Par ailleurs, avant l’éviction de Zelaya, des changements importants étaient proposés pour le secteur minier, comme pour bien d’autres. Depuis 2004, le gouvernement du Honduras a cherché à introduire des réformes de la loi minière qui soient plus favorables au pays et aux communautés; il a suspendu l’octroi de nouvelles concessions aussi longtemps que ces réformes ne seraient pas réalisées. Je comprends que le Président Zelaya ait maintenu cette suspension et qu’en mai 2009, il ait présenté au Congrès un nouveau projet, lequel, entre autres changements, interdirait l’exploitation à ciel ouvert ainsi que l’utilisation de substances toxiques comme le cyanure et le mercure. Ce projet devait être discuté en août, mais étant donné le coup d’Etat, il n’a pas eu lieu. Qui plus est, – et cela traduit peut-être certaines intentions de ceux qui ont pris fait et cause pour les putschistes -, Adolfo Facussé, le président de l’Association nationale des industriels (ANDI), dont les membres proviennent de secteurs industriels très variés, a proposé d’autoriser l’exploitation à ciel ouvert afin d’attirer davantage d’investissements étrangers et rattraper ainsi les pertes économiques colossales subies par le Honduras depuis le 28 juin. J’ai entendu parler d’autres cas où des intérêts dans le secteur minier étaient liés au coup d’Etat. A titre d’exemple, l’organisation Rights Action a révélé que la Gold Corp avait financé la participation de travailleurs à des marches en faveur du secteur minier.
 
E.M. En tant que journaliste travaillant pour plusieurs médias alternatifs dans les deux Amériques, quelle a été l’expérience la plus marquante de votre séjour au Honduras?
 
J.M.: J’ai été très émue de rencontrer des personnes extraordinaires, qui participent au mouvement de défense de la démocratie au Honduras.
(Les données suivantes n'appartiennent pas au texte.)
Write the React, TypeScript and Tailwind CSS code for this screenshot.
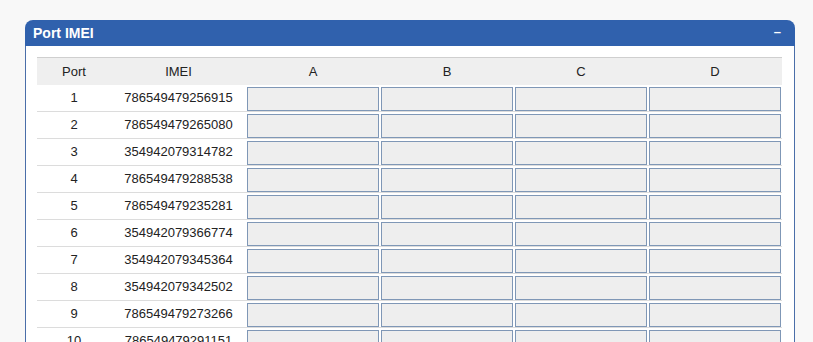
import React from 'react';

const rows = [
  '786549479256915',
  '786549479265080',
  '354942079314782',
  '786549479288538',
  '786549479235281',
  '354942079366774',
  '354942079345364',
  '354942079342502',
  '786549479273266',
  '786549479291151',
  '354942079318825',
  '786549479240463',
];

const cols = ['A', 'B', 'C', 'D'];

export default function App() {
  return (
    <div className="min-h-screen bg-[#f8f8f8] pt-[20px] pl-[25px] font-['Liberation_Sans',Arial,sans-serif] text-[13px] text-[#222]">
      <div className="w-[770px]">
        {/* Panel header */}
        <div className="flex h-[26px] items-center justify-between rounded-t-[8px] bg-[#3061ad] pl-[8px] pr-[14px] text-white">
          <span className="text-[14px] font-bold">Port IMEI</span>
          <span className="mb-[3px] text-[13px] font-bold leading-none">–</span>
        </div>

        {/* Panel body */}
        <div className="border-x border-[#4a6ea9] bg-white pl-[11px] pr-[12px] pt-[11px]">
          <table className="w-[745px] table-fixed border-collapse">
            <colgroup>
              <col className="w-[74px]" />
              <col className="w-[135px]" />
              <col className="w-[134px]" />
              <col className="w-[134px]" />
              <col className="w-[134px]" />
              <col className="w-[134px]" />
            </colgroup>
            <thead>
              <tr className="h-[27px] border-t border-[#cfcfcf] bg-[#efefef]">
                <th className="text-center font-normal">Port</th>
                <th className="text-center font-normal">IMEI</th>
                {cols.map((c) => (
                  <th key={c} className="text-center font-normal">
                    {c}
                  </th>
                ))}
              </tr>
            </thead>
            <tbody>
              {rows.map((imei, i) => (
                <tr key={imei} className="border-b border-[#dcdcdc]">
                  <td className="h-[26px] text-center">{i + 1}</td>
                  <td className="text-center">{imei}</td>
                  {cols.map((c) => (
                    <td key={c} className="px-[1px] pt-[2px] align-top">
                      <input
                        type="text"
                        readOnly
                        className="block h-[24px] w-full border border-[#7f97b6] bg-[#eeeeee] outline-none"
                      />
                    </td>
                  ))}
                </tr>
              ))}
            </tbody>
          </table>
        </div>
      </div>
    </div>
  );
}
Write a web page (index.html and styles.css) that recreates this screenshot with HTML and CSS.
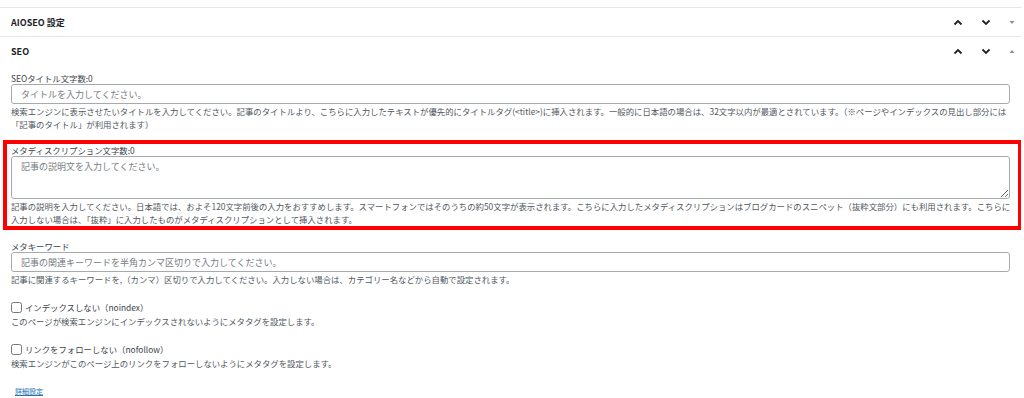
FILE: index.html
```html
<!DOCTYPE html>
<html lang="ja">
<head>
    <meta charset="UTF-8">
    <title>AIOSEO 設定</title>
    <link rel="stylesheet" href="styles.css">
</head>
<body>

<div class="postbox">
    <div class="postbox-header">
        <h2>AIOSEO 設定</h2>
        <div class="handle-actions">
            <svg class="chev" width="10" height="7" viewBox="0 0 10 7"><path d="M1.5 5.5 L5 2 L8.5 5.5"/></svg>
            <svg class="chev" width="10" height="7" viewBox="0 0 10 7"><path d="M1.5 1.5 L5 5 L8.5 1.5"/></svg>
            <svg class="tri" width="6" height="5" viewBox="0 0 6 5"><path d="M0.5 1 L5.5 1 L3 4 Z"/></svg>
        </div>
    </div>
</div>

<div class="postbox">
    <div class="postbox-header">
        <h2>SEO</h2>
        <div class="handle-actions">
            <svg class="chev" width="10" height="7" viewBox="0 0 10 7"><path d="M1.5 5.5 L5 2 L8.5 5.5"/></svg>
            <svg class="chev" width="10" height="7" viewBox="0 0 10 7"><path d="M1.5 1.5 L5 5 L8.5 1.5"/></svg>
            <svg class="tri" width="6" height="5" viewBox="0 0 6 5"><path d="M0.5 4 L5.5 4 L3 1 Z"/></svg>
        </div>
    </div>

    <div class="inside">
        <div class="field">
            <label for="seo_title">SEOタイトル文字数:0</label>
            <input type="text" id="seo_title" placeholder="タイトルを入力してください。">
            <p class="howto">検索エンジンに表示させたいタイトルを入力してください。記事のタイトルより、こちらに入力したテキストが優先的にタイトルタグ(&lt;title&gt;)に挿入されます。一般的に日本語の場合は、32文字以内が最適とされています。（※ページやインデックスの見出し部分には「記事のタイトル」が利用されます）</p>
        </div>

        <div class="field highlight">
            <label for="seo_desc">メタディスクリプション文字数:0</label>
            <textarea id="seo_desc" placeholder="記事の説明文を入力してください。"></textarea>
            <p class="howto">記事の説明を入力してください。日本語では、およそ120文字前後の入力をおすすめします。スマートフォンではそのうちの約50文字が表示されます。こちらに入力したメタディスクリプションはブログカードのスニペット（抜粋文部分）にも利用されます。こちらに入力しない場合は、「抜粋」に入力したものがメタディスクリプションとして挿入されます。</p>
        </div>

        <div class="field">
            <label for="seo_keywords">メタキーワード</label>
            <input type="text" id="seo_keywords" placeholder="記事の関連キーワードを半角カンマ区切りで入力してください。">
            <p class="howto">記事に関連するキーワードを,（カンマ）区切りで入力してください。入力しない場合は、カテゴリー名などから自動で設定されます。</p>
        </div>

        <div class="field check">
            <label class="check-label"><input type="checkbox"> インデックスしない（noindex）</label>
            <p class="howto">このページが検索エンジンにインデックスされないようにメタタグを設定します。</p>
        </div>

        <div class="field check">
            <label class="check-label"><input type="checkbox"> リンクをフォローしない（nofollow）</label>
            <p class="howto">検索エンジンがこのページ上のリンクをフォローしないようにメタタグを設定します。</p>
        </div>

        <a class="more" href="#">詳細設定</a>
    </div>
</div>

</body>
</html>
```

FILE: styles.css
```css
body {
    font-family: "Noto Sans CJK JP", "Noto Sans", sans-serif;
    background-color: #ffffff;
    color: #3c434a;
    margin: 0;
    padding-top: 7px;
    width: 1021px;
    font-size: 8.4px;
}
.postbox-header {
    display: flex;
    align-items: center;
    justify-content: space-between;
    height: 28px;
    border-top: 1px solid #e6e7e8;
}
.postbox-header h2 {
    margin: 0;
    padding-left: 11px;
    font-size: 9px;
    font-weight: bold;
    color: #1d2327;
}
.handle-actions {
    display: flex;
    align-items: center;
    padding-right: 6px;
}
.chev {
    fill: none;
    stroke: #1d2327;
    stroke-width: 1.8;
    margin-right: 18px;
}
.tri {
    fill: #8c8f94;
}
.inside {
    padding: 7px 11px 0 11px;
}
.field {
    margin-bottom: 9px;
}
label {
    display: block;
    line-height: 12px;
    color: #3c434a;
}
input[type="text"], textarea {
    display: block;
    width: 100%;
    box-sizing: border-box;
    margin: 0;
    height: 20px;
    padding: 0 9px;
    border: 1px solid #a7aaad;
    border-radius: 3px;
    font-family: inherit;
    font-size: 9px;
    color: #3c434a;
    background: #fff;
}
textarea {
    height: 43px;
    padding: 3px 9px;
    resize: vertical;
}
::placeholder {
    color: #787c82;
}
.howto {
    margin: 0;
    padding-top: 1px;
    line-height: 13px;
    color: #50575e;
}
.highlight {
    margin: 0 -12px 10px -8px;
    padding: 0 8px 0 4px;
    border: 4px solid #ff0000;
}
.highlight .howto {
    margin-right: -4px;
}
.field + .check {
    margin-top: 14px;
}
.check {
    margin-bottom: 14px;
}
.check-label {
    display: flex;
    align-items: center;
    line-height: 14px;
}
.check-label input {
    margin: 0 3px 0 0;
    width: 11px;
    height: 11px;
}
.more {
    display: inline-block;
    margin: 1px 0 0 4px;
    font-size: 7px;
    line-height: 10px;
    color: #2271b1;
}
```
Je pense à des meneurs infatigables, comme Rafael Alegria de Vía Campesina, qui vont au-delà de l’épuisement physique et mental pour poursuivre leur combat dans la rue jour après jour. Je pense également aux défenseurs des droits de l’homme du COFADEH, comme Bertha Oliva, qui enregistrent méticuleusement les violations commises afin qu’elles ne tombent pas dans l’oubli et ne restent pas impunies – car il existe des similitudes frappantes entre la répression actuelle et les violences des années 80. Je pense aussi aux journalistes indépendants honduriens, comme Felix Molina de Radio El Progreso et bien d’autres, qui font tout ce qui est en leur pouvoir pour informer les gens malgré les attaques répétées contre leur média, et en ce sens jouent un rôle déterminant. Et je pense, bien sûr, à tous ces hommes, ces femmes et ces jeunes, qui témoignent généreusement et réussissent, contre vents et marrées, à conserver leur énergie, leur créativité et leur détermination dans leur lutte pour une restauration de la démocratie au Honduras.